Though many people use the finished creations as indoor decorative pieces, the birdhouses are designed to be used and contain no glue. They also can be opened for cleaning.

The houses come in more than 20 designs that have been home to all kinds of birds. They even make a nine-holer for the convivial purple martins.

In warm weather, they work on them usually two nights a week in the workshop behind the house in Tilsit Brenda shares with her husband, Dave, and their children, Leni, Erin and Sarah. Mary Beth lives in Cape Girardeau with her husband, Mark, and children, Merritt and Jordan.
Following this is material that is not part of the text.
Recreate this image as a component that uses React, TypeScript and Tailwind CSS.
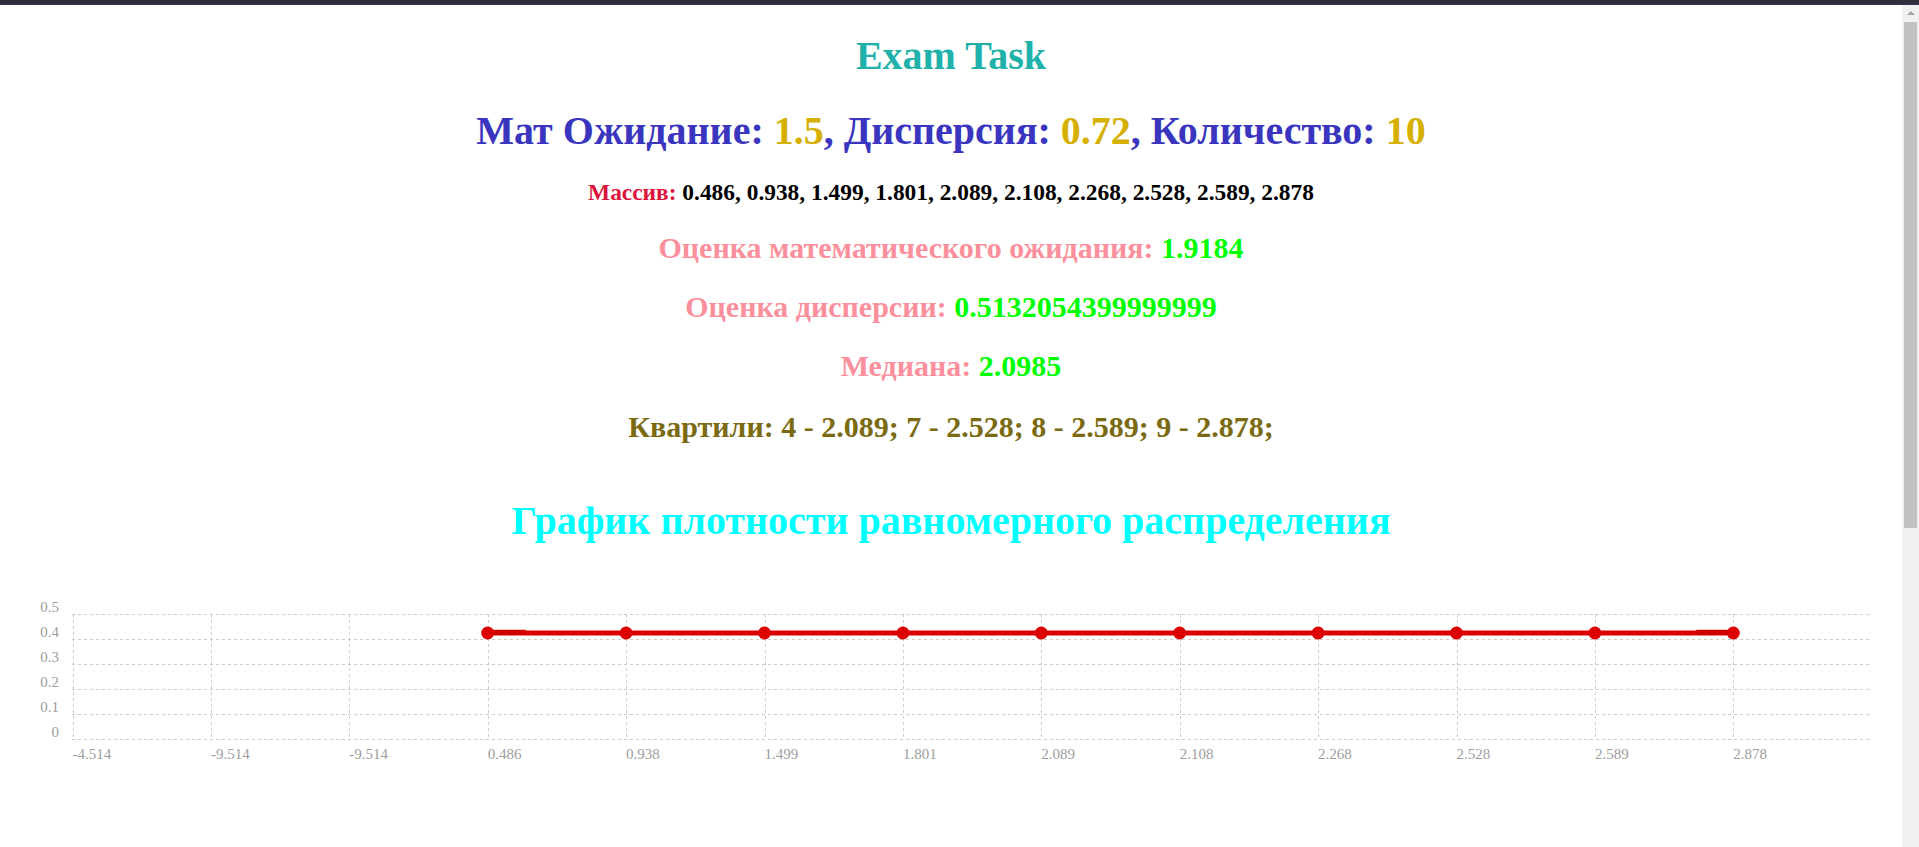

Lately, the sisters-in-law also have begun making colorful glass plates and platters. They are covered with beautifully designed cloth and then sealed using a process Brenda figured out through trial and error.

The plates can be ordered to match someone's napkins or kitchen curtains.

What started out as a hobby almost has grown into a part-time job in just a year. Their birdhouses are sold by a number of florists and nurseries in the area. At craft shows, they sell for $10 to $48.

The plates, which take a long time to make because they must dry three different times, sell for $15. The platters are $25.

They enjoy the work involved, but on the eve of the Arts Council's big craft show at the Show Me Center there are still plates to be made.

"It was supposed to be a fun little thing," says Mary Beth. "It's gotten out of hand."